_TO DO_:
What lines of the data hold the string "TypeScript"? Pull each one out.

_DATA EXTRACT_:

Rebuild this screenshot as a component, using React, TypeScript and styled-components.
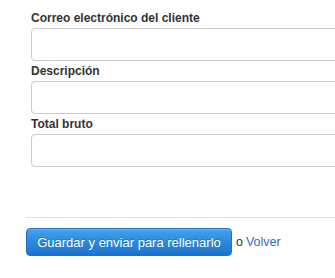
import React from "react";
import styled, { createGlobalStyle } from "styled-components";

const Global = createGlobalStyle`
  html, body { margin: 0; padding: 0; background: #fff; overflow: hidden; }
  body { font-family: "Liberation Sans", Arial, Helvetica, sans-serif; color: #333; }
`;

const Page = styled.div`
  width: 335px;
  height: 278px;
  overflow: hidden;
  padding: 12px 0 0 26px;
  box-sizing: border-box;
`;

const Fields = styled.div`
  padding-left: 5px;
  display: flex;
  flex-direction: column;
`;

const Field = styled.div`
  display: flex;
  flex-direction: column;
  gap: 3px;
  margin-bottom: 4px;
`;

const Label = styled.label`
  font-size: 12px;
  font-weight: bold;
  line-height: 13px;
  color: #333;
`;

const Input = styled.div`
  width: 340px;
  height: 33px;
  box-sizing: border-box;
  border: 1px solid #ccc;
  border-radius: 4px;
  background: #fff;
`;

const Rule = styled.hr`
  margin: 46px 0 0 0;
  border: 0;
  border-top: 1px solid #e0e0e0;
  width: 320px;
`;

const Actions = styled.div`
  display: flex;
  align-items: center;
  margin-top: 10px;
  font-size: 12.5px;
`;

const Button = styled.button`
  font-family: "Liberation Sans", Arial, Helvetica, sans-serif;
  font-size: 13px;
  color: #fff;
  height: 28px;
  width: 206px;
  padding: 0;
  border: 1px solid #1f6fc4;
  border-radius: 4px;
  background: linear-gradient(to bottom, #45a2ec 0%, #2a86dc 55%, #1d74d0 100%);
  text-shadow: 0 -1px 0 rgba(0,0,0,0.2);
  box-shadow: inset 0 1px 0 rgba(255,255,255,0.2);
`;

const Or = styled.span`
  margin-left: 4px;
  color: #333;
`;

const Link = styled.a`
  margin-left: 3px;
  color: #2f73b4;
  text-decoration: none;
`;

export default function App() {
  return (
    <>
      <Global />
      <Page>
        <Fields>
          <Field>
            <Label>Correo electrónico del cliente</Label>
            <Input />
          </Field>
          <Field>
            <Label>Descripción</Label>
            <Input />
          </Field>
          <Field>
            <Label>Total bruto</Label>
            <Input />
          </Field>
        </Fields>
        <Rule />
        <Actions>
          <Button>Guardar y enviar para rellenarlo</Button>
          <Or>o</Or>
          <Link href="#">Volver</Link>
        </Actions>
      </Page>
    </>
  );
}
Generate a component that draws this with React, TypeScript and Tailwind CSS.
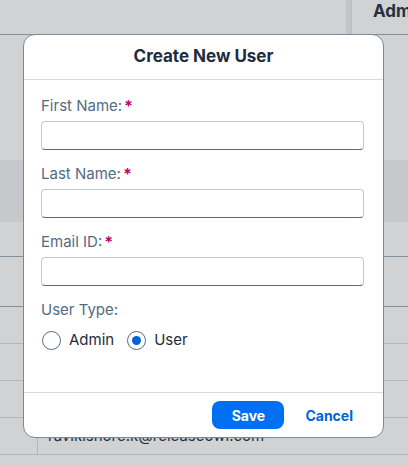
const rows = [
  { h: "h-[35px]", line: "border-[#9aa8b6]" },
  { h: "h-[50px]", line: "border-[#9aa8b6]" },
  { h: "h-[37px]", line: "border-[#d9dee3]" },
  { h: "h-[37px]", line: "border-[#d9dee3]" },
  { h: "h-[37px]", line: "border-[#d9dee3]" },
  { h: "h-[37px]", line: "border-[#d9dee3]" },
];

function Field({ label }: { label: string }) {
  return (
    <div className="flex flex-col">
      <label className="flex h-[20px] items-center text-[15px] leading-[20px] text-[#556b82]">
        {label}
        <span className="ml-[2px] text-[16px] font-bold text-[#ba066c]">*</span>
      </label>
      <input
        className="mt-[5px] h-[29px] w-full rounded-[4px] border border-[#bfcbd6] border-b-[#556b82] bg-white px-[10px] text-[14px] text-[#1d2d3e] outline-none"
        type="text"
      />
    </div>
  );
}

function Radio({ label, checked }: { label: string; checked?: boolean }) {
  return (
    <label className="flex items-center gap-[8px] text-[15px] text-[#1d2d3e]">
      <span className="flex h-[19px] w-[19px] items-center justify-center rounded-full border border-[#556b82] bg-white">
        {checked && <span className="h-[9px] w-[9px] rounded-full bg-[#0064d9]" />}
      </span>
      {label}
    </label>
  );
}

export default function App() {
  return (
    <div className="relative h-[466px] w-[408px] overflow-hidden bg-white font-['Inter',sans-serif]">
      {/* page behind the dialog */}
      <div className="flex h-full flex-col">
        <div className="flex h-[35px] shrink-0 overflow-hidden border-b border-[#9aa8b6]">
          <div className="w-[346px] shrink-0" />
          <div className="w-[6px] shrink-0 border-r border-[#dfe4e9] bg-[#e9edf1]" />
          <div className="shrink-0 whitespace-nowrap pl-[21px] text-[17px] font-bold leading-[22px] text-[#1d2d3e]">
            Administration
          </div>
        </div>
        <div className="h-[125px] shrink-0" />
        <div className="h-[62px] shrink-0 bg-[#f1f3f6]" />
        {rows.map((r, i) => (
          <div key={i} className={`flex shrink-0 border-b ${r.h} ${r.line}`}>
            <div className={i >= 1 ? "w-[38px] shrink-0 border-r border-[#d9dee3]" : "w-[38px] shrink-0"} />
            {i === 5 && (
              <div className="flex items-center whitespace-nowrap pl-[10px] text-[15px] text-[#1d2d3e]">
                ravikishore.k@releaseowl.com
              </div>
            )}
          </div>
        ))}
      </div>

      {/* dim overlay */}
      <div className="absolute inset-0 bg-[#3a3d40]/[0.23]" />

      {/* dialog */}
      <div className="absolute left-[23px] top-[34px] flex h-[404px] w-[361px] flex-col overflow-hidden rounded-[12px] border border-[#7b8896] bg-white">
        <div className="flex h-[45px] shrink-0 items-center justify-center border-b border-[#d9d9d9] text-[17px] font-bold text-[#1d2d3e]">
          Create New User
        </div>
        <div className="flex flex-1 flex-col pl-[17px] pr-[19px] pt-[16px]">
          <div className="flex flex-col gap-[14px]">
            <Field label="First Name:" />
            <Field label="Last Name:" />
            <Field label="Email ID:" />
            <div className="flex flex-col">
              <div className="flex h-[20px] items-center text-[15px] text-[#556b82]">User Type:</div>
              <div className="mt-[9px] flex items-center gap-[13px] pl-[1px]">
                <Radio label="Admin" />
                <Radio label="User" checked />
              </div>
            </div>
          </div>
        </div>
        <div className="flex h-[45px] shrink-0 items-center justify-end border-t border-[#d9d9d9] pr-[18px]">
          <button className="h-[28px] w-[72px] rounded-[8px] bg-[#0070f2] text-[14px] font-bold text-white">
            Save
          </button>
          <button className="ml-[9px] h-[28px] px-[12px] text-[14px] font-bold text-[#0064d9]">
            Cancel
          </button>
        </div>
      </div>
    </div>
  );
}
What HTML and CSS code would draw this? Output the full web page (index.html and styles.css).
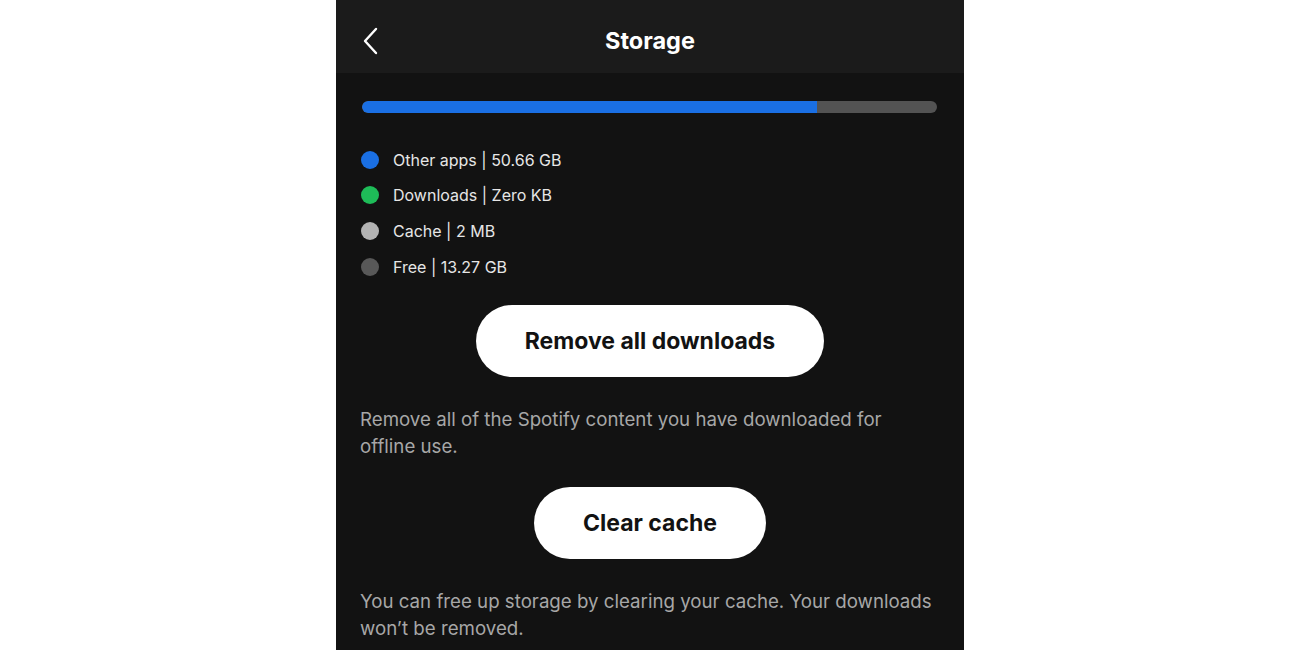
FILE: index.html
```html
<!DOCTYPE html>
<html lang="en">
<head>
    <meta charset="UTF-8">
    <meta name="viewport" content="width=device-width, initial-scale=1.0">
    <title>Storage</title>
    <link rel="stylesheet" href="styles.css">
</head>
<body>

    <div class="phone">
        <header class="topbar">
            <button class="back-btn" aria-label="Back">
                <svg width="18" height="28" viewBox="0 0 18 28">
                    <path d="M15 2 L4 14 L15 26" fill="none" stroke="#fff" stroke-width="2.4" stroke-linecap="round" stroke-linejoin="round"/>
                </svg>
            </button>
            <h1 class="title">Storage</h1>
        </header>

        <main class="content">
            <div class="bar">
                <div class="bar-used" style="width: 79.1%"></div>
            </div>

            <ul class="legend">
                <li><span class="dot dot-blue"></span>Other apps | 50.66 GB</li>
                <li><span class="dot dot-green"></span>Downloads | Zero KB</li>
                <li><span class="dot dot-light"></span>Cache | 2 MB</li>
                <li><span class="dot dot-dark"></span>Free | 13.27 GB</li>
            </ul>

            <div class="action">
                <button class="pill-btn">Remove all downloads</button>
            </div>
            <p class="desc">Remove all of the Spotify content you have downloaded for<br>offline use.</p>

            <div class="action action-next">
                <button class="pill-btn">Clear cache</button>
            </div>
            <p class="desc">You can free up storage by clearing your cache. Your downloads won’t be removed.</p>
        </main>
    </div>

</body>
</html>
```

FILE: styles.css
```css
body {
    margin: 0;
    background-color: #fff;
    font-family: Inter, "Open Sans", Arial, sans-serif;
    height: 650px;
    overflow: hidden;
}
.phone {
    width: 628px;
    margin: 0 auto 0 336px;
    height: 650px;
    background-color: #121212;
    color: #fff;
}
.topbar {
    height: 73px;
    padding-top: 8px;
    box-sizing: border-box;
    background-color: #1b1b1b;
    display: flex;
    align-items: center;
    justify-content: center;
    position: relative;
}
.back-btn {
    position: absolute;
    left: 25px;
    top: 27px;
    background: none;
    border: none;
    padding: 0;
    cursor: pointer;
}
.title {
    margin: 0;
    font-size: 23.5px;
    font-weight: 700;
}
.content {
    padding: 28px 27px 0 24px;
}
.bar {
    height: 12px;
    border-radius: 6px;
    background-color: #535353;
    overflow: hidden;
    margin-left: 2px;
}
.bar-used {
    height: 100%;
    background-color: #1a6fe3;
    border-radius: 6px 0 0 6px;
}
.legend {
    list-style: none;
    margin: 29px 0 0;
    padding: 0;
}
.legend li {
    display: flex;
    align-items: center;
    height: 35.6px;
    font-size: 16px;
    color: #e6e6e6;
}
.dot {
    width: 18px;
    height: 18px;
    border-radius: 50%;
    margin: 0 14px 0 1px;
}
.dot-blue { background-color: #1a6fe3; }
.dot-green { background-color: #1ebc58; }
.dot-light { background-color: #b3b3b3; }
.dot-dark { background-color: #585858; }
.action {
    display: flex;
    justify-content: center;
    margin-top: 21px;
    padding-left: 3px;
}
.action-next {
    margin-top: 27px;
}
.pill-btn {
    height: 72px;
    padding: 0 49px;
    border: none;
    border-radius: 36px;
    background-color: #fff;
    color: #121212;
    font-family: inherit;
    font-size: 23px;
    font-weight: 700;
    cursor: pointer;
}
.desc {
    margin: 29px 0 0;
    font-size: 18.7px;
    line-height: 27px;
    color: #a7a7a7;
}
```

_REPLY TO THE EXERCISE_:
Rebuild this screenshot as a component, using React, TypeScript and styled-components.
Generate a component that draws this with React, TypeScript and Tailwind CSS.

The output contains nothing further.